EXERCISE OBJECTIVE — Reproduce the listing word for word, leaving every picture behind.

SOURCE DATA —
## Begin
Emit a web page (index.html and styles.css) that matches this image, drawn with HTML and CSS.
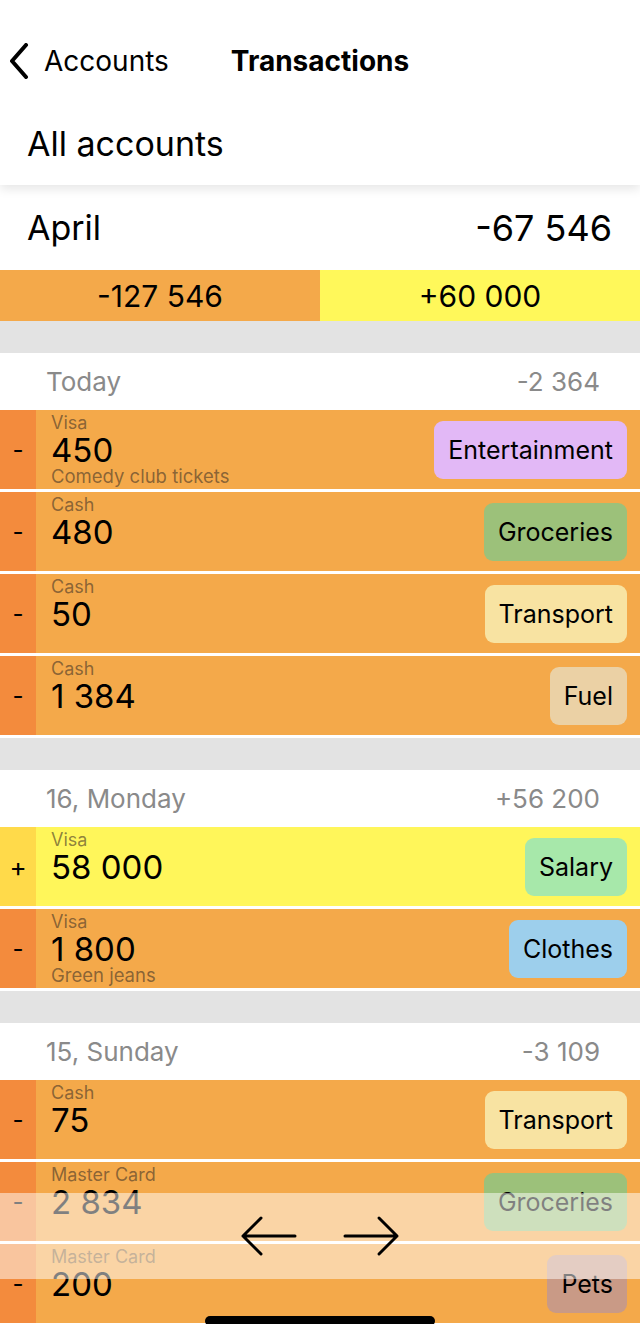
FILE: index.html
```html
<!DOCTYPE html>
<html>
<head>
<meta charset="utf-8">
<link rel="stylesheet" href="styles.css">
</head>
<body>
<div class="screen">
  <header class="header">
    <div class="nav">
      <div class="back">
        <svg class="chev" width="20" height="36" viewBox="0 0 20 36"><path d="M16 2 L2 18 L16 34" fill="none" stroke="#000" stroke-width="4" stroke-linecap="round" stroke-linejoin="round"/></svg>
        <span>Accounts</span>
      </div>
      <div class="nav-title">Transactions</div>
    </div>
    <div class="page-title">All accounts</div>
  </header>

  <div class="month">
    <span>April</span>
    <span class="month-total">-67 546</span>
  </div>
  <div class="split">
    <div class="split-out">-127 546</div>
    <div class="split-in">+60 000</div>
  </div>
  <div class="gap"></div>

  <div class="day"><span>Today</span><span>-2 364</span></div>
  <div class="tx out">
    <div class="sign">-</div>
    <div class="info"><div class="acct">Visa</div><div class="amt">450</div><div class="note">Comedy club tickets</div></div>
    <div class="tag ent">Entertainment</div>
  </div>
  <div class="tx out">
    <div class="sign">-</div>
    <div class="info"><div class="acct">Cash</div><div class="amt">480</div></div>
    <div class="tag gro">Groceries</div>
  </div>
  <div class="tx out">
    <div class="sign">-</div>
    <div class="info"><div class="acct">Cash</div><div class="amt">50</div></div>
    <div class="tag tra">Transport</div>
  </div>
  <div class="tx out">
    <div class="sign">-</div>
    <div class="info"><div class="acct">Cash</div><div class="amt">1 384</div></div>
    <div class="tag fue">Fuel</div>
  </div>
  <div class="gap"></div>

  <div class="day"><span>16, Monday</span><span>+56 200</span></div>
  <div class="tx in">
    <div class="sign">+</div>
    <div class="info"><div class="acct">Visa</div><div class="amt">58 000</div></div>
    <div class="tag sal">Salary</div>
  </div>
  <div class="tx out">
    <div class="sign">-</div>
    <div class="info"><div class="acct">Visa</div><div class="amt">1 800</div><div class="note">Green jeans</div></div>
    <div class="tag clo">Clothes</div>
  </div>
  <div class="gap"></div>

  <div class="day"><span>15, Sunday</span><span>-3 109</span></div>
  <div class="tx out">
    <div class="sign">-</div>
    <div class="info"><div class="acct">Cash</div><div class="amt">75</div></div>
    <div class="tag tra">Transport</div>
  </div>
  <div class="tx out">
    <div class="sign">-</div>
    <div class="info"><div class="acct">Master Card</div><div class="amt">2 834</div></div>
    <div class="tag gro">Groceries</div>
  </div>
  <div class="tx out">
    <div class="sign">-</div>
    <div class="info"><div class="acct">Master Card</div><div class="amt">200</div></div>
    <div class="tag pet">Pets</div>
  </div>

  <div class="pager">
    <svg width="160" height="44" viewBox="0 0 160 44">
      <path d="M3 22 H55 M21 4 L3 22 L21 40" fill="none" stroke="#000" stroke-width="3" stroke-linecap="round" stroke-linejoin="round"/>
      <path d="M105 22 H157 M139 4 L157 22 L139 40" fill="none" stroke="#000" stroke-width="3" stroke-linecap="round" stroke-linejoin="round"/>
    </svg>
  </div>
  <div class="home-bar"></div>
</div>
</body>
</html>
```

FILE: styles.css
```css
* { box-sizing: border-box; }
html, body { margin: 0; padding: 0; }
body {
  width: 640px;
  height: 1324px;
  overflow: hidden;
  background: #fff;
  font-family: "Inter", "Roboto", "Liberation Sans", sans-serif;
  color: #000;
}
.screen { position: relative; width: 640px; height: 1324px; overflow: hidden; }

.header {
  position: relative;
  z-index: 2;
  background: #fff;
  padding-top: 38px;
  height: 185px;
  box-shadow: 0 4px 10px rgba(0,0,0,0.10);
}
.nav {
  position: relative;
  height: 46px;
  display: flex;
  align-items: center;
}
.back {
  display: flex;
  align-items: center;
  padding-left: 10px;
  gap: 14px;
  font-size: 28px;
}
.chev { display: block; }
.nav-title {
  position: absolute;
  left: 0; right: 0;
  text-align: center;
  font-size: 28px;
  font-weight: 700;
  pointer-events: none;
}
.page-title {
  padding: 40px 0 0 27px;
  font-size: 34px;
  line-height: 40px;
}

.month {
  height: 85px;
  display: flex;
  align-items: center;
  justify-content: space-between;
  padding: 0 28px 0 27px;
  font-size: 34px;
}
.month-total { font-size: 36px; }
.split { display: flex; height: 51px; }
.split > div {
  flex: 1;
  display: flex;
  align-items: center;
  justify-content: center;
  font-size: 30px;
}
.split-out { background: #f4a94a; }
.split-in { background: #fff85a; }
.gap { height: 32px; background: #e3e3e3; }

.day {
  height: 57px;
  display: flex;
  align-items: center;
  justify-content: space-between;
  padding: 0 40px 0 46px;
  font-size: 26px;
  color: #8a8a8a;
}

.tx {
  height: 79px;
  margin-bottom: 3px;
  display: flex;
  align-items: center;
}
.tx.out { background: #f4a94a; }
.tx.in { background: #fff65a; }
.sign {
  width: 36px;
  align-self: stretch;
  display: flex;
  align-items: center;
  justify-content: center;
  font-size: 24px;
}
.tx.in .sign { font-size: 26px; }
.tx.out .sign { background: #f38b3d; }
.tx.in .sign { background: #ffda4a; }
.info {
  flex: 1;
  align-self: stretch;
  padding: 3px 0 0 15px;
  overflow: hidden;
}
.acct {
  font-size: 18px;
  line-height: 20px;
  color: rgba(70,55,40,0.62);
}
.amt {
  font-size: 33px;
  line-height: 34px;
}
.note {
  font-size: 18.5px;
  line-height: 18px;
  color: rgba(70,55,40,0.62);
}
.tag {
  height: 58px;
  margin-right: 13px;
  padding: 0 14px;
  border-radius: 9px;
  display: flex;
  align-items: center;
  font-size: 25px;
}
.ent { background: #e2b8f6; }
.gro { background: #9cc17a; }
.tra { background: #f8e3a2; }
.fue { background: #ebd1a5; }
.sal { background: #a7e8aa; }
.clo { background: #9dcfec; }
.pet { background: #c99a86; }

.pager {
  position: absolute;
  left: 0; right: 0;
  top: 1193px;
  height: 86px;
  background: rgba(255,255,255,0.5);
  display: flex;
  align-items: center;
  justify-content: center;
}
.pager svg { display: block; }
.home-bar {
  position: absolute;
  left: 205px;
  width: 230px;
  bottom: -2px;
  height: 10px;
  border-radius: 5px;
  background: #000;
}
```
## End
TASK ANSWER —
Emit a web page (index.html and styles.css) that matches this image, drawn with HTML and CSS.
FILE: index.html
```html
<!DOCTYPE html>
<html>
<head>
<meta charset="utf-8">
<link rel="stylesheet" href="styles.css">
</head>
<body>
<div class="screen">
  <header class="header">
    <div class="nav">
      <div class="back">
        <svg class="chev" width="20" height="36" viewBox="0 0 20 36"><path d="M16 2 L2 18 L16 34" fill="none" stroke="#000" stroke-width="4" stroke-linecap="round" stroke-linejoin="round"/></svg>
        <span>Accounts</span>
      </div>
      <div class="nav-title">Transactions</div>
    </div>
    <div class="page-title">All accounts</div>
  </header>

  <div class="month">
    <span>April</span>
    <span class="month-total">-67 546</span>
  </div>
  <div class="split">
    <div class="split-out">-127 546</div>
    <div class="split-in">+60 000</div>
  </div>
  <div class="gap"></div>

  <div class="day"><span>Today</span><span>-2 364</span></div>
  <div class="tx out">
    <div class="sign">-</div>
    <div class="info"><div class="acct">Visa</div><div class="amt">450</div><div class="note">Comedy club tickets</div></div>
    <div class="tag ent">Entertainment</div>
  </div>
  <div class="tx out">
    <div class="sign">-</div>
    <div class="info"><div class="acct">Cash</div><div class="amt">480</div></div>
    <div class="tag gro">Groceries</div>
  </div>
  <div class="tx out">
    <div class="sign">-</div>
    <div class="info"><div class="acct">Cash</div><div class="amt">50</div></div>
    <div class="tag tra">Transport</div>
  </div>
  <div class="tx out">
    <div class="sign">-</div>
    <div class="info"><div class="acct">Cash</div><div class="amt">1 384</div></div>
    <div class="tag fue">Fuel</div>
  </div>
  <div class="gap"></div>

  <div class="day"><span>16, Monday</span><span>+56 200</span></div>
  <div class="tx in">
    <div class="sign">+</div>
    <div class="info"><div class="acct">Visa</div><div class="amt">58 000</div></div>
    <div class="tag sal">Salary</div>
  </div>
  <div class="tx out">
    <div class="sign">-</div>
    <div class="info"><div class="acct">Visa</div><div class="amt">1 800</div><div class="note">Green jeans</div></div>
    <div class="tag clo">Clothes</div>
  </div>
  <div class="gap"></div>

  <div class="day"><span>15, Sunday</span><span>-3 109</span></div>
  <div class="tx out">
    <div class="sign">-</div>
    <div class="info"><div class="acct">Cash</div><div class="amt">75</div></div>
    <div class="tag tra">Transport</div>
  </div>
  <div class="tx out">
    <div class="sign">-</div>
    <div class="info"><div class="acct">Master Card</div><div class="amt">2 834</div></div>
    <div class="tag gro">Groceries</div>
  </div>
  <div class="tx out">
    <div class="sign">-</div>
    <div class="info"><div class="acct">Master Card</div><div class="amt">200</div></div>
    <div class="tag pet">Pets</div>
  </div>

  <div class="pager">
    <svg width="160" height="44" viewBox="0 0 160 44">
      <path d="M3 22 H55 M21 4 L3 22 L21 40" fill="none" stroke="#000" stroke-width="3" stroke-linecap="round" stroke-linejoin="round"/>
      <path d="M105 22 H157 M139 4 L157 22 L139 40" fill="none" stroke="#000" stroke-width="3" stroke-linecap="round" stroke-linejoin="round"/>
    </svg>
  </div>
  <div class="home-bar"></div>
</div>
</body>
</html>
```

FILE: styles.css
```css
* { box-sizing: border-box; }
html, body { margin: 0; padding: 0; }
body {
  width: 640px;
  height: 1324px;
  overflow: hidden;
  background: #fff;
  font-family: "Inter", "Roboto", "Liberation Sans", sans-serif;
  color: #000;
}
.screen { position: relative; width: 640px; height: 1324px; overflow: hidden; }

.header {
  position: relative;
  z-index: 2;
  background: #fff;
  padding-top: 38px;
  height: 185px;
  box-shadow: 0 4px 10px rgba(0,0,0,0.10);
}
.nav {
  position: relative;
  height: 46px;
  display: flex;
  align-items: center;
}
.back {
  display: flex;
  align-items: center;
  padding-left: 10px;
  gap: 14px;
  font-size: 28px;
}
.chev { display: block; }
.nav-title {
  position: absolute;
  left: 0; right: 0;
  text-align: center;
  font-size: 28px;
  font-weight: 700;
  pointer-events: none;
}
.page-title {
  padding: 40px 0 0 27px;
  font-size: 34px;
  line-height: 40px;
}

.month {
  height: 85px;
  display: flex;
  align-items: center;
  justify-content: space-between;
  padding: 0 28px 0 27px;
  font-size: 34px;
}
.month-total { font-size: 36px; }
.split { display: flex; height: 51px; }
.split > div {
  flex: 1;
  display: flex;
  align-items: center;
  justify-content: center;
  font-size: 30px;
}
.split-out { background: #f4a94a; }
.split-in { background: #fff85a; }
.gap { height: 32px; background: #e3e3e3; }

.day {
  height: 57px;
  display: flex;
  align-items: center;
  justify-content: space-between;
  padding: 0 40px 0 46px;
  font-size: 26px;
  color: #8a8a8a;
}

.tx {
  height: 79px;
  margin-bottom: 3px;
  display: flex;
  align-items: center;
}
.tx.out { background: #f4a94a; }
.tx.in { background: #fff65a; }
.sign {
  width: 36px;
  align-self: stretch;
  display: flex;
  align-items: center;
  justify-content: center;
  font-size: 24px;
}
.tx.in .sign { font-size: 26px; }
.tx.out .sign { background: #f38b3d; }
.tx.in .sign { background: #ffda4a; }
.info {
  flex: 1;
  align-self: stretch;
  padding: 3px 0 0 15px;
  overflow: hidden;
}
.acct {
  font-size: 18px;
  line-height: 20px;
  color: rgba(70,55,40,0.62);
}
.amt {
  font-size: 33px;
  line-height: 34px;
}
.note {
  font-size: 18.5px;
  line-height: 18px;
  color: rgba(70,55,40,0.62);
}
.tag {
  height: 58px;
  margin-right: 13px;
  padding: 0 14px;
  border-radius: 9px;
  display: flex;
  align-items: center;
  font-size: 25px;
}
.ent { background: #e2b8f6; }
.gro { background: #9cc17a; }
.tra { background: #f8e3a2; }
.fue { background: #ebd1a5; }
.sal { background: #a7e8aa; }
.clo { background: #9dcfec; }
.pet { background: #c99a86; }

.pager {
  position: absolute;
  left: 0; right: 0;
  top: 1193px;
  height: 86px;
  background: rgba(255,255,255,0.5);
  display: flex;
  align-items: center;
  justify-content: center;
}
.pager svg { display: block; }
.home-bar {
  position: absolute;
  left: 205px;
  width: 230px;
  bottom: -2px;
  height: 10px;
  border-radius: 5px;
  background: #000;
}
```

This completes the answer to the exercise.